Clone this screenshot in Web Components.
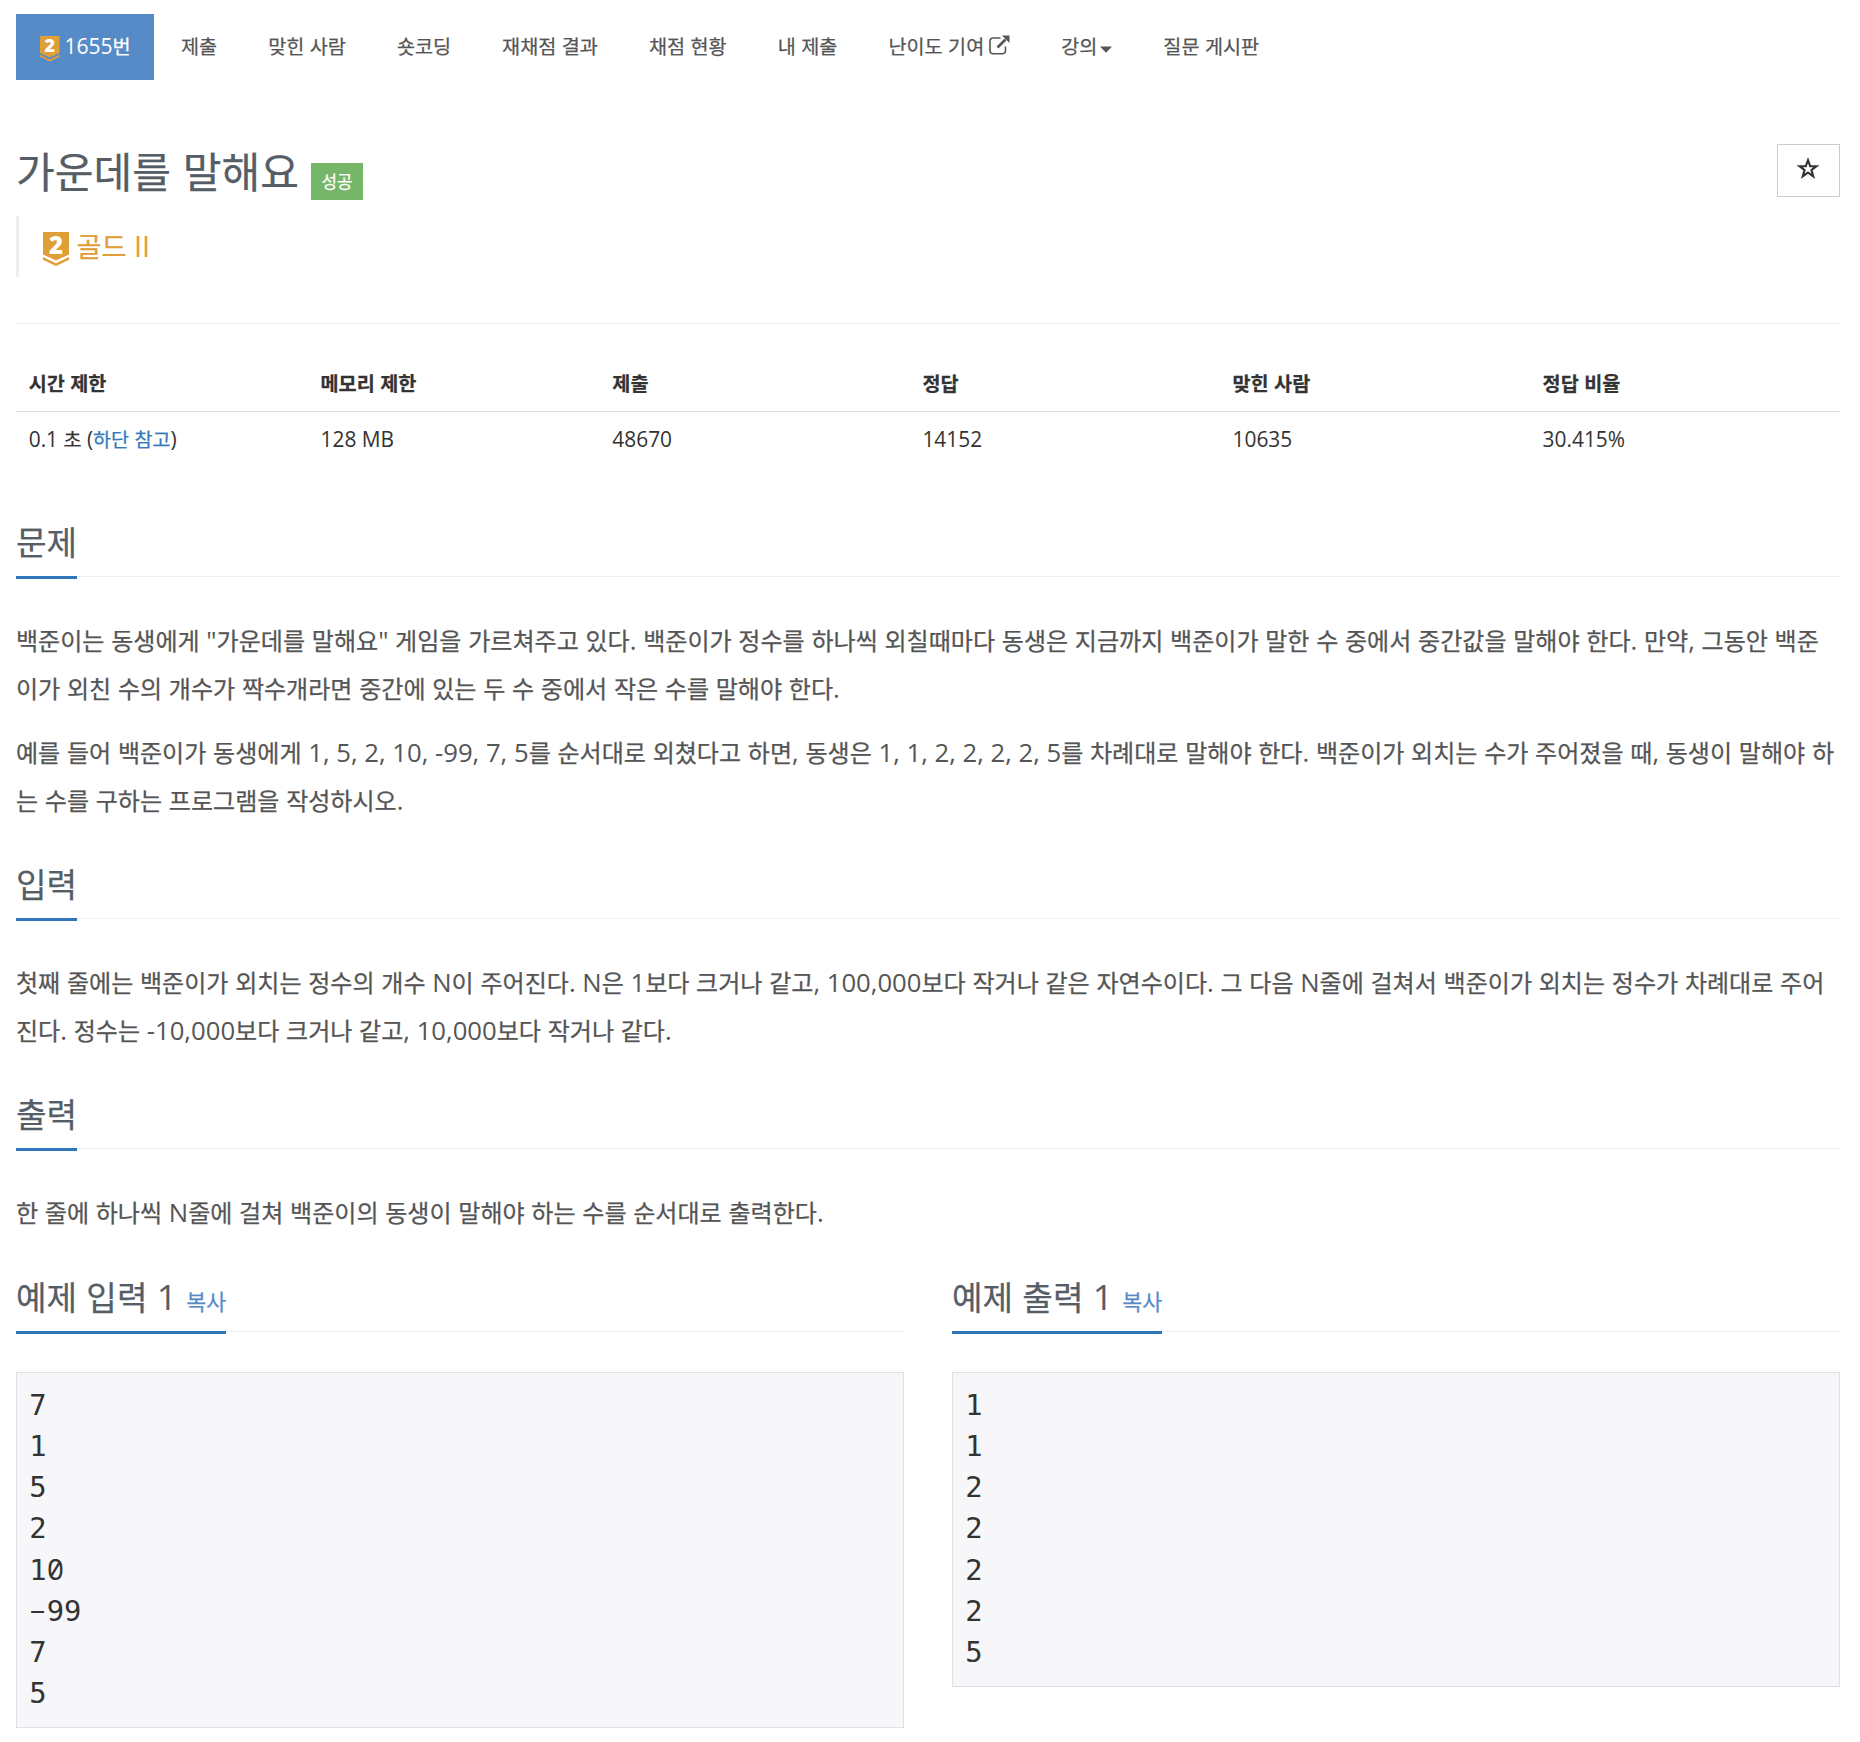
<!DOCTYPE html>
<html lang="ko">
<head>
<meta charset="utf-8">
<title>1655번: 가운데를 말해요</title>
<style>
  body { margin: 0; background: #fff; color: #333; font: 21px/30px "Open Sans", "Noto Sans CJK KR", sans-serif; }
</style>
</head>
<body>
<problem-page></problem-page>
<script>
const esc = s => s.replace(/&/g, '&amp;').replace(/</g, '&lt;');

/* Hangul is set a little smaller than the Latin text beside it. */
class KoText extends HTMLElement {
  connectedCallback() {
    if (this.shadowRoot) return;
    const root = this.attachShadow({ mode: 'open' });
    root.innerHTML = `<style>:host{display:inline} span{font-size:.936em;line-height:0;-webkit-text-stroke:.25px currentColor}</style>` +
      esc(this.getAttribute('text')).replace(/[\uac00-\ud7a3]+/g, m => `<span>${m}</span>`);
  }
}
customElements.define('ko-text', KoText);
const ko = s => `<ko-text text="${s.replace(/"/g, '&quot;')}"></ko-text>`;

class TierBadge extends HTMLElement {
  connectedCallback() {
    this.attachShadow({ mode: 'open' }).innerHTML = `
      <style>:host{display:block;width:26px;height:34px;flex:none} svg{display:block;width:100%;height:100%;overflow:visible}
      text{font:800 24px "Open Sans",sans-serif;fill:#fff}</style>
      <svg viewBox="0 0 26 34"><path d="M0 0h26v22.5l-13 6-13-6z M0 25l13 6.200 13-6.200v2.800l-13 6.200-13-6.200z" fill="#e09e37"/>
      <text x="13" y="21.500" text-anchor="middle">2</text></svg>`;
  }
}
customElements.define('tier-badge', TierBadge);

class NavTab extends HTMLElement {
  connectedCallback() {
    this.attachShadow({ mode: 'open' }).innerHTML = `
      <style>:host{display:flex;align-items:center;height:66px;padding:0 24px 2px;color:#555;white-space:nowrap;box-sizing:border-box}
      :host([active]){width:138px;background:#568bc7;color:#fff}</style><slot></slot>`;
  }
}
customElements.define('nav-tab', NavTab);

class ProblemNav extends HTMLElement {
  connectedCallback() {
    const t = s => `<nav-tab>${ko(s)}</nav-tab>`;
    this.attachShadow({ mode: 'open' }).innerHTML = `
      <style>:host{display:flex;gap:3px;height:66px}
      tier-badge{width:19.500px;height:25.500px;margin:5px 5px 0 0}
      .ext{width:21px;height:20px;margin:-2px 0 0 5px}.caret{width:12px;height:7px;margin:6px 0 0 3px}
      svg{display:block;flex:none}</style>
      <nav-tab active><tier-badge></tier-badge>${ko('1655번')}</nav-tab>
      ${['제출', '맞힌 사람', '숏코딩', '재채점 결과', '채점 현황', '내 제출'].map(t).join('')}
      <nav-tab>${ko('난이도 기여')}<svg class="ext" viewBox="0 0 21 20" fill="none" stroke="#555">
        <path d="M11.500 3H4.300Q1 3 1 6.300V15.500Q1 18.800 4.300 18.800H13.200Q16.500 18.800 16.500 15.500V11.500" stroke-width="1.600"/>
        <path d="M8.500 12.500L16.500 4.500" stroke-width="2.600"/><path d="M13 0.500H20.500V8z" fill="#555" stroke="none"/></svg></nav-tab>
      <nav-tab>${ko('강의')}<svg class="caret" viewBox="0 0 12 7"><path d="M0 .5h12l-6 6.200z" fill="#555"/></svg></nav-tab>
      ${t('질문 게시판')}`;
  }
}
customElements.define('problem-nav', ProblemNav);

class ProblemTitle extends HTMLElement {
  connectedCallback() {
    this.attachShadow({ mode: 'open' }).innerHTML = `
      <style>:host{display:block}
      .row{display:flex;justify-content:space-between;align-items:flex-start;height:72px}
      .left{display:flex;align-items:flex-start}
      h1{margin:1px 0 0;font-size:45px;line-height:52px;font-weight:400;color:#555d67}
      .label{margin:19px 0 0 12px;width:52px;height:37px;background:#76b668;color:#fff;font-size:18px;line-height:36px;text-align:center}
      button{all:unset;box-sizing:border-box;width:63px;height:53px;border:1px solid #ccc;display:flex;align-items:center;justify-content:center}
      svg{margin:-4px 2px 0 0}
      .tier{display:flex;border-left:3px solid #eee;height:61px;box-sizing:border-box;padding:15px 0 0 24px;gap:7.500px;font-size:29px;line-height:30px;color:#e09e37}
      tier-badge{margin-top:1px}
      </style>
      <div class="row"><div class="left"><h1>${ko('가운데를 말해요')}</h1><span class="label">${ko('성공')}</span></div>
      <button aria-label="즐겨찾기"><svg width="24" height="23" viewBox="0 0 24 23"><path d="M12 3.200l2.200 6h6.200l-5 3.900 1.900 6.300L12 15.600l-5.300 3.800 1.900-6.300-5-3.900h6.200z" fill="none" stroke="#333" stroke-width="2.100"/></svg></button></div>
      <div class="tier"><tier-badge></tier-badge>${ko('골드 II')}</div>`;
  }
}
customElements.define('problem-title', ProblemTitle);

class InfoTable extends HTMLElement {
  connectedCallback() {
    const head = ['시간 제한', '메모리 제한', '제출', '정답', '맞힌 사람', '정답 비율'];
    const row = ['128 MB', '48670', '14152', '10635', '30.415%'];
    this.attachShadow({ mode: 'open' }).innerHTML = `
      <style>:host{display:block}
      .r{display:grid;grid-template-columns:16% 16% 17% 17% 17% 17%}
      .r>div{padding:0 12.700px}.h{font-weight:700;line-height:52px;padding-bottom:2px;border-bottom:1px solid #ddd}.b{font-size:20.900px;line-height:54px}
      a{color:#337ab7}</style>
      <div class="r h">${head.map(s => `<div>${ko(s)}</div>`).join('')}</div>
      <div class="r b"><div>${ko('0.1 초 (')}<a>${ko('하단 참고')}</a>)</div>${row.map(s => `<div>${s}</div>`).join('')}</div>`;
  }
}
customElements.define('info-table', InfoTable);

class SectionHeading extends HTMLElement {
  connectedCallback() {
    this.attachShadow({ mode: 'open' }).innerHTML = `
      <style>:host{display:flex;align-items:flex-start;height:54px;border-bottom:1px dotted #dfe0e8}
      h2{margin:0;font-size:35.500px;line-height:38px;height:54px;font-weight:400;color:#555d67;border-bottom:3px solid #2e75bb;white-space:nowrap}
      a{font-size:23.200px;color:#568bc7}</style><h2>${ko(this.getAttribute('label'))}${this.hasAttribute('copy') ? ` <a>${ko('복사')}</a>` : ''}</h2>`;
  }
}
customElements.define('section-heading', SectionHeading);

class ProblemSection extends HTMLElement {
  connectedCallback() {
    const ps = JSON.parse(this.querySelector('script').textContent);
    this.attachShadow({ mode: 'open' }).innerHTML = `
      <style>:host{display:block}
      .body{margin:39.500px 0 -.500px;display:flex;flex-direction:column;gap:16px;color:#555;font-size:25.700px;line-height:48px}
      p{margin:0;white-space:nowrap}</style>
      <section-heading label="${this.getAttribute('label')}"></section-heading>
      <div class="body">${ps.map(p => `<p>${p.map(ko).join('<br>')}</p>`).join('')}</div>`;
  }
}
customElements.define('problem-section', ProblemSection);

class SampleBlock extends HTMLElement {
  connectedCallback() {
    const lines = this.getAttribute('data').split(' ').map(s => `<div>${s.replace('0', '<b>0</b>').replace('-', '<i><u>-</u></i>')}</div>`).join('');
    this.attachShadow({ mode: 'open' }).innerHTML = `
      <style>:host{display:block;flex:1 1 0}
      pre{margin:40px 0 0;padding:12px 12.300px 13px;border:1px solid #dfdfe6;background:#f7f7f9;color:#333;font:28.800px/41.140px "DejaVu Sans Mono",monospace}
      pre div{height:41.140px}
      b{font:400 29px/0 "Noto Sans Mono","DejaVu Sans Mono",monospace}
      i{font-style:normal;display:inline-block;width:17.340px;line-height:30px;text-align:center}
      u{font-family:"Open Sans",sans-serif;text-decoration:none;display:inline-block;line-height:30px;transform:translateY(-1px) scaleX(1.850)}</style>
      <section-heading copy label="${this.getAttribute('label')}"></section-heading><pre>${lines}</pre>`;
  }
}
customElements.define('sample-block', SampleBlock);

class ProblemPage extends HTMLElement {
  connectedCallback() {
    const sec = (label, ps) => `<problem-section label="${label}"><script type="application/json">${JSON.stringify(ps)}<\/script></problem-section>`;
    this.attachShadow({ mode: 'open' }).innerHTML = `
      <style>:host{display:block;box-sizing:border-box;width:1860px;height:1742px;padding:14px 20px 0 16px;overflow:hidden}
      problem-title{margin-top:64px}
      hr{border:0;border-top:1px solid #eee;margin:46px 0 33px}
      .sections{display:flex;flex-direction:column;gap:40px;margin-top:56px}
      .samples{display:flex;gap:48px;margin-top:1px}</style>
      <problem-nav></problem-nav>
      <problem-title></problem-title>
      <hr>
      <info-table></info-table>
      <div class="sections">
      ${sec('문제', [['백준이는 동생에게 "가운데를 말해요" 게임을 가르쳐주고 있다. 백준이가 정수를 하나씩 외칠때마다 동생은 지금까지 백준이가 말한 수 중에서 중간값을 말해야 한다. 만약, 그동안 백준', '이가 외친 수의 개수가 짝수개라면 중간에 있는 두 수 중에서 작은 수를 말해야 한다.'], ['예를 들어 백준이가 동생에게 1, 5, 2, 10, -99, 7, 5를 순서대로 외쳤다고 하면, 동생은 1, 1, 2, 2, 2, 2, 5를 차례대로 말해야 한다. 백준이가 외치는 수가 주어졌을 때, 동생이 말해야 하', '는 수를 구하는 프로그램을 작성하시오.']])}
      ${sec('입력', [['첫째 줄에는 백준이가 외치는 정수의 개수 N이 주어진다. N은 1보다 크거나 같고, 100,000보다 작거나 같은 자연수이다. 그 다음 N줄에 걸쳐서 백준이가 외치는 정수가 차례대로 주어', '진다. 정수는 -10,000보다 크거나 같고, 10,000보다 작거나 같다.']])}
      ${sec('출력', [['한 줄에 하나씩 N줄에 걸쳐 백준이의 동생이 말해야 하는 수를 순서대로 출력한다.']])}
      <div class="samples"><sample-block label="예제 입력 1" data="7 1 5 2 10 -99 7 5"></sample-block><sample-block label="예제 출력 1" data="1 1 2 2 2 2 5"></sample-block></div>
      </div>`;
  }
}
customElements.define('problem-page', ProblemPage);
</script>
</body>
</html>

§ §

- Instructions to follow: Take the material above from its first line through the line holding "const esc = s" and set it down exactly, without the pictures.

- Worked solution:
Clone this screenshot in Web Components.
<!DOCTYPE html>
<html lang="ko">
<head>
<meta charset="utf-8">
<title>1655번: 가운데를 말해요</title>
<style>
  body { margin: 0; background: #fff; color: #333; font: 21px/30px "Open Sans", "Noto Sans CJK KR", sans-serif; }
</style>
</head>
<body>
<problem-page></problem-page>
<script>
const esc = s => s.replace(/&/g, '&amp;').replace(/</g, '&lt;');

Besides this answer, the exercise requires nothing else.